« Non mais ce prof-là il est trop gentil de toutes façons, faut être charitable avec lui. »
L’une des innombrables phrases qu’un élève prononce dos à son prof. La copine de Deborah, elle, m’a vu arriver, elle lui faisait face. Et s’est décomposée. Comme Deborah, j’imagine, quand elle m’a entendu dire bonjour.
« Allez, vous pouvez entrer. »
Elle s’assoit, baisse la tête, fuit mon regard. Pendant que je réfléchis, durant ces quelques secondes que je suis capable d’étirer en heures, sous mon crâne. « Trop gentil », j’ai l’habitude. Tous les ans, depuis seize ans, je l’entends au moins une fois. Mais charitable, c’est une première. Dans la bouche d’une élève, et à plus forte raison de Deborah, c’est incongru.
Parce que Deborah n’est pas une personne que l’on pourrait qualifier d’agréable.
Depuis le début de l’année, elle s’en prend à plusieurs collègues, avec une insolence passive. Apparemment, elle met régulièrement les pieds sur la chaise d’en face, sort son téléphone, et, reprise, se défend d’un « je ne comprends pas pourquoi vous êtes pas content. » En français, elle est loin d’être une élève modèle, mais ne se montre jamais agressive ou négligente, rend un travail correct dans des délais raisonnables. Apparemment par charité.
Charité, nom féminin :
1. Amour du prochain.
2. Bienfait envers les pauvres.
Je pense pour le deuxième sens. Deborah ferait acte de charité envers son prof de français, pauvre de trop de gentillesse. Je ne suis pas naïf, je sais ce qu’il y a derrière. Manque d’autorité, probablement. Propension à ne pas se montrer ferme. Cassant ?
Il y a quelques années, ça m’aurait fait mal. Plus maintenant. Des élèves m’ont guéri de ces doutes. Des réussites personnelles aussi. Comme dans cette classe de seconde. Dans laquelle je n’ai aucune discipline à faire – pas étonnant, vu le lycée où j’exerce cette année – mais où tous, petit à petit, ont commencé à s’investir. A bosser. Où tous, maintenant, ils arrivent en souriant.

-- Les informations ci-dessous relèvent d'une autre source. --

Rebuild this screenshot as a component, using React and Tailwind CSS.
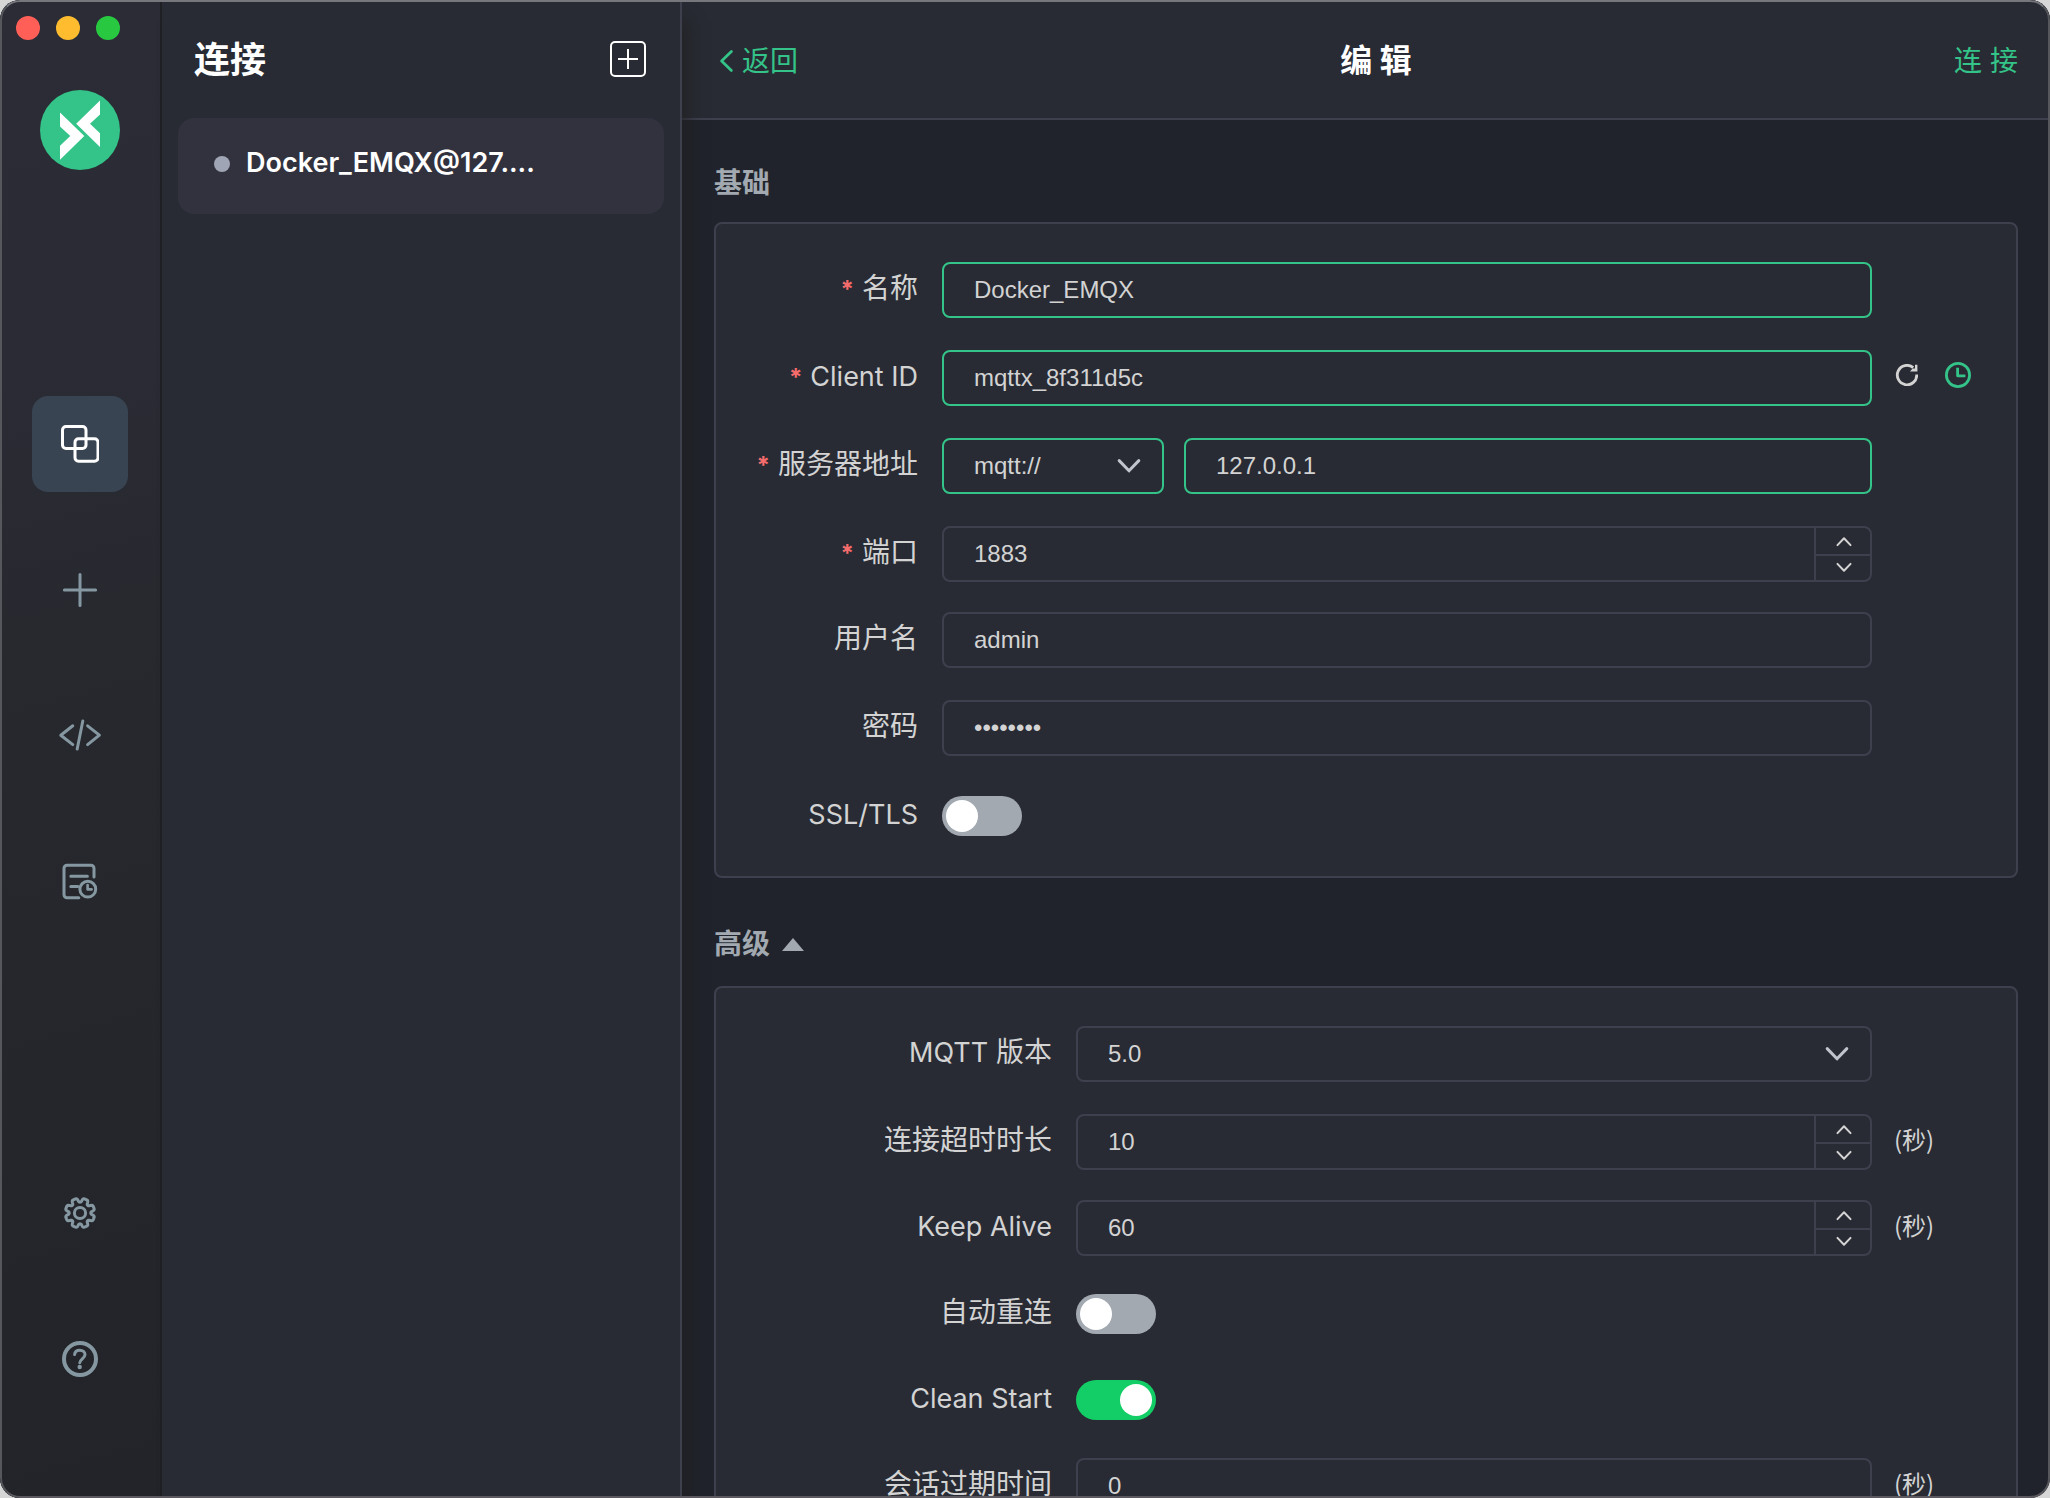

Et surtout, bien sûr, je repense aux sixièmes de l’année dernière, dont j’étais prof principal. « Etre gentil, c’est être le plus fort. » Ils ont appliqué cette devise toute l’année. Me l’ont rappelé quand je suis revenu les voir, cette année. « On n’a pas oublié, monsieur. » Des cinquièmes qui, de l’aveu de plusieurs collègues, se comportent presque comme des troisièmes.
Deborah est charitable avec son prof de français, pauvre d’autorité.
En attendant, sa moyenne est vachement montée.